TASK PROMPT -
Filter the entries and keep only the lines where the string "screenshot" appears.

** start RECORDED INFORMATION **

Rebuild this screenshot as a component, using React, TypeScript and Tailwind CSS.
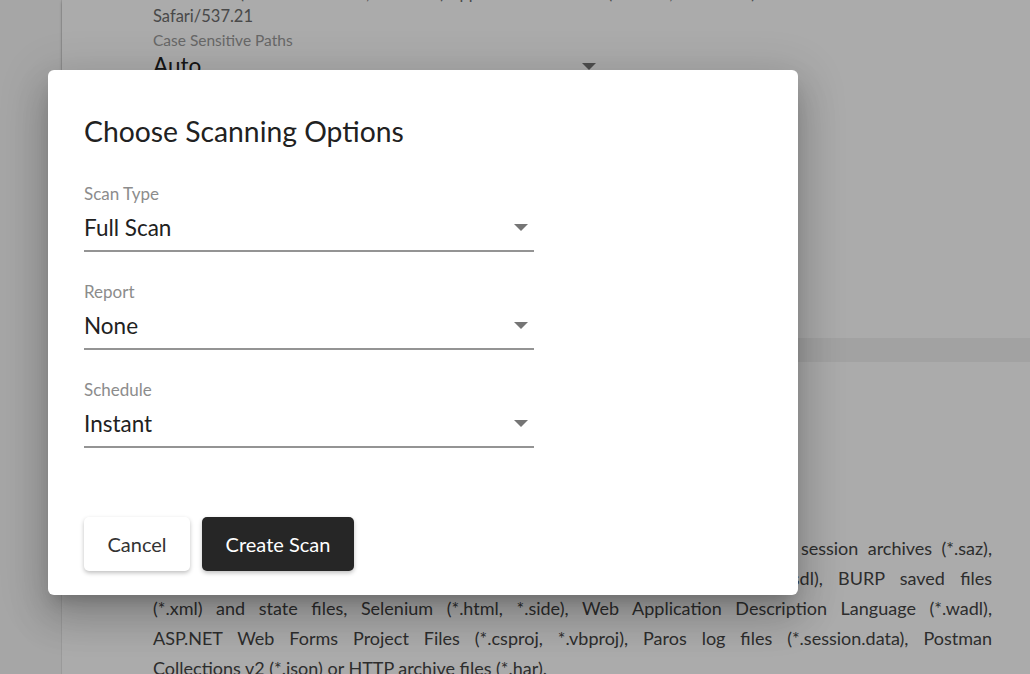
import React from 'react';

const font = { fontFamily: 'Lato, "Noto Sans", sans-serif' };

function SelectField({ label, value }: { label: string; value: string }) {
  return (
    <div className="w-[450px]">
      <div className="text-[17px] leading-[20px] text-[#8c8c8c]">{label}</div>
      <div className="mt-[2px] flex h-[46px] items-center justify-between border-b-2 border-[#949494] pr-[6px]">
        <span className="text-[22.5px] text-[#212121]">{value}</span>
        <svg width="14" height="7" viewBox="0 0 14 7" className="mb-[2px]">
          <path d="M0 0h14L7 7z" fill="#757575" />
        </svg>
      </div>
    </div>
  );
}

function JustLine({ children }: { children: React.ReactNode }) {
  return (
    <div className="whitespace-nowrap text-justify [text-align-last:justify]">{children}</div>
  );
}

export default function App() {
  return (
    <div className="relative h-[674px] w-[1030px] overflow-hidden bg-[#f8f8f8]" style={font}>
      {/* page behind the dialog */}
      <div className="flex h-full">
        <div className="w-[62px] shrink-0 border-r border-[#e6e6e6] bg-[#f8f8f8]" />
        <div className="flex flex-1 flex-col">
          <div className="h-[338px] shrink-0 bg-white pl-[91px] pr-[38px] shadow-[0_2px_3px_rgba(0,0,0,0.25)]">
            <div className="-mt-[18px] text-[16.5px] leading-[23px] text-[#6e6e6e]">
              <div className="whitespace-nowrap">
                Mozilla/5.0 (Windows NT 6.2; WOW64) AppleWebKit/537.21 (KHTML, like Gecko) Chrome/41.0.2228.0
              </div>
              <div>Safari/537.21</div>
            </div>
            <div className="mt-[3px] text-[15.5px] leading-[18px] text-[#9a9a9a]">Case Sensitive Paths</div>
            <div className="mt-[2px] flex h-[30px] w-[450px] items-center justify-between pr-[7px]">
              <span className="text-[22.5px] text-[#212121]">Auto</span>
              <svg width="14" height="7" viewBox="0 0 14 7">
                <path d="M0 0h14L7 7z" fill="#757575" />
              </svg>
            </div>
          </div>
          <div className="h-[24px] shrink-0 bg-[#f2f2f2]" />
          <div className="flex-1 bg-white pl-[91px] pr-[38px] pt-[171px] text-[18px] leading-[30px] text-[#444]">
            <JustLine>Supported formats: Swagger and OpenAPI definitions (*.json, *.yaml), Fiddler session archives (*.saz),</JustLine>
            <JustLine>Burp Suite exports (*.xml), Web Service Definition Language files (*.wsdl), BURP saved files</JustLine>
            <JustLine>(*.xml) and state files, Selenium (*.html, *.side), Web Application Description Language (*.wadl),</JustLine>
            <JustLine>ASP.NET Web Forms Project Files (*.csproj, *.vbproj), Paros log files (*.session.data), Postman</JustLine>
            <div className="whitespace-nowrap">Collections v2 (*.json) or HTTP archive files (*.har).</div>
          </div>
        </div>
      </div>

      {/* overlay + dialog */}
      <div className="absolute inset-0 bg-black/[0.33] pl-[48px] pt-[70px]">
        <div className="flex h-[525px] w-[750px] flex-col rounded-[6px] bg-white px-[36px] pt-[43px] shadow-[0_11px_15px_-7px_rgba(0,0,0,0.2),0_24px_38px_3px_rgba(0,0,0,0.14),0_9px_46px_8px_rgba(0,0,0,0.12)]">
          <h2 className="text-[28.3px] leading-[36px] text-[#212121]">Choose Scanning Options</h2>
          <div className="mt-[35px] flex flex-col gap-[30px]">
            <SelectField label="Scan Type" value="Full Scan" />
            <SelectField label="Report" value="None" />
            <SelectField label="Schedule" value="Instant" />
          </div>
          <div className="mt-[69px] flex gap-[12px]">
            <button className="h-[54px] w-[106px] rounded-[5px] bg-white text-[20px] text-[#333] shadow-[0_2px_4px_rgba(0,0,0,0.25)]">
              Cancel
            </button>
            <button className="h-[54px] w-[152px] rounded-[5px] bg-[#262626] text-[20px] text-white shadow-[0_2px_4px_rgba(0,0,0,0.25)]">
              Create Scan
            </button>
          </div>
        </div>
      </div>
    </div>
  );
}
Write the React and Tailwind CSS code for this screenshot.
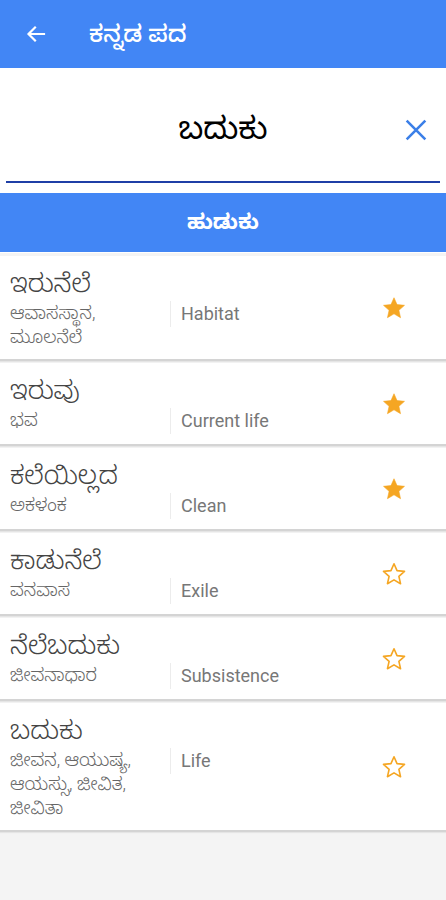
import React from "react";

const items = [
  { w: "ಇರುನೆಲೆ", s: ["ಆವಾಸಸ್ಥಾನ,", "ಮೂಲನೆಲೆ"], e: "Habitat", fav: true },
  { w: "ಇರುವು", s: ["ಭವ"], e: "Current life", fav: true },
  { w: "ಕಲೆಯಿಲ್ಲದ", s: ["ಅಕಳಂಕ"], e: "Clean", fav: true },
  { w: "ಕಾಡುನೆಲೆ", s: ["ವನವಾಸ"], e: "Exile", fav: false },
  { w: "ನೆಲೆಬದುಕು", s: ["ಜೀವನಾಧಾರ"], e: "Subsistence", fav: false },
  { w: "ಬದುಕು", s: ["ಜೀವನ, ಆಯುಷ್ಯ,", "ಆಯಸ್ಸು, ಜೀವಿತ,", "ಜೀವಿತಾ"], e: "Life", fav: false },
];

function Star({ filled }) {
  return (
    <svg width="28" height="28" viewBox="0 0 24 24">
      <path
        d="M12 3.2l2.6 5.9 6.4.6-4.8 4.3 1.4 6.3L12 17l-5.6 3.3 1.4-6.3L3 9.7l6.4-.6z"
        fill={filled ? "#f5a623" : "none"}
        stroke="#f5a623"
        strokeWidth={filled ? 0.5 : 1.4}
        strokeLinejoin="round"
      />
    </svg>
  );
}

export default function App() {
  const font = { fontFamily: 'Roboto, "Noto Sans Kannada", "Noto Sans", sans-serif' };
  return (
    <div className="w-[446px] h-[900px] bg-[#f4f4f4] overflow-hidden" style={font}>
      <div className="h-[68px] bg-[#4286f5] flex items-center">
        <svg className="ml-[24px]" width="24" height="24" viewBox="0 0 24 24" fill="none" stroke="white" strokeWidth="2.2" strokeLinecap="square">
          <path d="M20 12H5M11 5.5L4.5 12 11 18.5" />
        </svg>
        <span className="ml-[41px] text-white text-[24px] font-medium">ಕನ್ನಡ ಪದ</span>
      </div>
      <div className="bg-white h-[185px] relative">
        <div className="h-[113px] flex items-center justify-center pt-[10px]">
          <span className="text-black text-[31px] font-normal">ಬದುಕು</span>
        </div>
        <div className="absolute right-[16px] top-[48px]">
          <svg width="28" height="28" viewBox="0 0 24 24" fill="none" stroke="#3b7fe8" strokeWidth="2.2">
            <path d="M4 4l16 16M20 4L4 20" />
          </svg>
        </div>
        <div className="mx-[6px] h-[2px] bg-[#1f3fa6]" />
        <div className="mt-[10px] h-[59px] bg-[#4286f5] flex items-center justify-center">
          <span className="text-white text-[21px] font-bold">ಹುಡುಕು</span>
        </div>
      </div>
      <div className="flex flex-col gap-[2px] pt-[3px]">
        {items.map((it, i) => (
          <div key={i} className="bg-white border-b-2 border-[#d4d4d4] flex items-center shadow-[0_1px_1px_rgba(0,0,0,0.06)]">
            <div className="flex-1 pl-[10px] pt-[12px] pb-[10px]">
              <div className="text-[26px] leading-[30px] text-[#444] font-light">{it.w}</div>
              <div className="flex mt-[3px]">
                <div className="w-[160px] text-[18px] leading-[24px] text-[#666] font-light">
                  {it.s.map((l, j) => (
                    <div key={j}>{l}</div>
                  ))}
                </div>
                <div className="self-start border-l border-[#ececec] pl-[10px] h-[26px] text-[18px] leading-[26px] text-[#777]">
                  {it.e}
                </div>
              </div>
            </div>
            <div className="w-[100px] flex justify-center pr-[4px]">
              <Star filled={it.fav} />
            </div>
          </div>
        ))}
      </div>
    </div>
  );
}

** end RECORDED INFORMATION **
** start RECORDED INFORMATION **

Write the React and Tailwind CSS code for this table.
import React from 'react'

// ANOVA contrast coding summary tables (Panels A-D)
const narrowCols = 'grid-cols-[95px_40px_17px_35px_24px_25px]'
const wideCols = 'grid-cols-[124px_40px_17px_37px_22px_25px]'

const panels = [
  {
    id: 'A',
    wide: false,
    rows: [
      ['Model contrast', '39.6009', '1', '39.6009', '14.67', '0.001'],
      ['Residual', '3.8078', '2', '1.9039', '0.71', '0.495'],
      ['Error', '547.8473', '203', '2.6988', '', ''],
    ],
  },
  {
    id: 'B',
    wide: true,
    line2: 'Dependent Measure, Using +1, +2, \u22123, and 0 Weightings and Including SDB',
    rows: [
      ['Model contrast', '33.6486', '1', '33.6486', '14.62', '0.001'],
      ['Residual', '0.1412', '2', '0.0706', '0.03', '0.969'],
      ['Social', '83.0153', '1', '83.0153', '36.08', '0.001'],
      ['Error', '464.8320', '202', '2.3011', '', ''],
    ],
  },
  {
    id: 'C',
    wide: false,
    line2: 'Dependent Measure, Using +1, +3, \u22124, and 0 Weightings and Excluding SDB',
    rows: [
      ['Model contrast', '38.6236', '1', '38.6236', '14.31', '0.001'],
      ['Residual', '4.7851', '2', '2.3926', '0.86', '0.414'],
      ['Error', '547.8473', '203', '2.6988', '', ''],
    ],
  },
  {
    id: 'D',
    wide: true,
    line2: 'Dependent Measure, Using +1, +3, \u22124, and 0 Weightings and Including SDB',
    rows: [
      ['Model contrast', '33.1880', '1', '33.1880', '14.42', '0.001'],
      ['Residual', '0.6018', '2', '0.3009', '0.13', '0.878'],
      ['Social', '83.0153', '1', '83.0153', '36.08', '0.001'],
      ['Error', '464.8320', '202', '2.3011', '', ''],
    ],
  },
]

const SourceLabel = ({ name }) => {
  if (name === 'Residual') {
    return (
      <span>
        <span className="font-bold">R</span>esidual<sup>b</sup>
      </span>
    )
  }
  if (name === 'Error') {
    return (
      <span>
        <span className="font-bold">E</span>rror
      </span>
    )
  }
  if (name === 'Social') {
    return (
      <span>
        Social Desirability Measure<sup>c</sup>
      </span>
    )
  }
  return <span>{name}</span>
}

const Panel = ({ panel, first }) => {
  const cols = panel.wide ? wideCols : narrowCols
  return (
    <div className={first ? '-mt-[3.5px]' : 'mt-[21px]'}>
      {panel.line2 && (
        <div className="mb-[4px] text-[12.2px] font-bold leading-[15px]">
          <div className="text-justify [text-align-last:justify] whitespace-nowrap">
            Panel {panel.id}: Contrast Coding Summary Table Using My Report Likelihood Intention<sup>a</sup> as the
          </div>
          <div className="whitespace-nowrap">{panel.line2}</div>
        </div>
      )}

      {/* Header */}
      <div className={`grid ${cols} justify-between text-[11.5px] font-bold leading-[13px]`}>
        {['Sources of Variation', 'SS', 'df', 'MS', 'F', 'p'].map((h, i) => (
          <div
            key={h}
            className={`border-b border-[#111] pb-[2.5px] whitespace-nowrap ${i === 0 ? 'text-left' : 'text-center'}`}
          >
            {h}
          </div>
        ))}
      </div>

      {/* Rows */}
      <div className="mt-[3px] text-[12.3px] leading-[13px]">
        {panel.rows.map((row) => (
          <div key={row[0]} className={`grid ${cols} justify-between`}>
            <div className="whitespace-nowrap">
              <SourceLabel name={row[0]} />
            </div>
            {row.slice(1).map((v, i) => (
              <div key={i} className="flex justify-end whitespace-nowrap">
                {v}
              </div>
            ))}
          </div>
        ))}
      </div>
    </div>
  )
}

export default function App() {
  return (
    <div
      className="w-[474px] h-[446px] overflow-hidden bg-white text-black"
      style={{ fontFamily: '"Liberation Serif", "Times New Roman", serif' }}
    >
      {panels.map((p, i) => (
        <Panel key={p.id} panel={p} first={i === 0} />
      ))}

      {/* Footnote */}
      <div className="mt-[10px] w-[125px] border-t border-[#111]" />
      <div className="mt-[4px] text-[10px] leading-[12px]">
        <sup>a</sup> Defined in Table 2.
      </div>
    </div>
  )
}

** end RECORDED INFORMATION **

THE COMPLETED TASK -
Rebuild this screenshot as a component, using React, TypeScript and Tailwind CSS.
Write the React and Tailwind CSS code for this screenshot.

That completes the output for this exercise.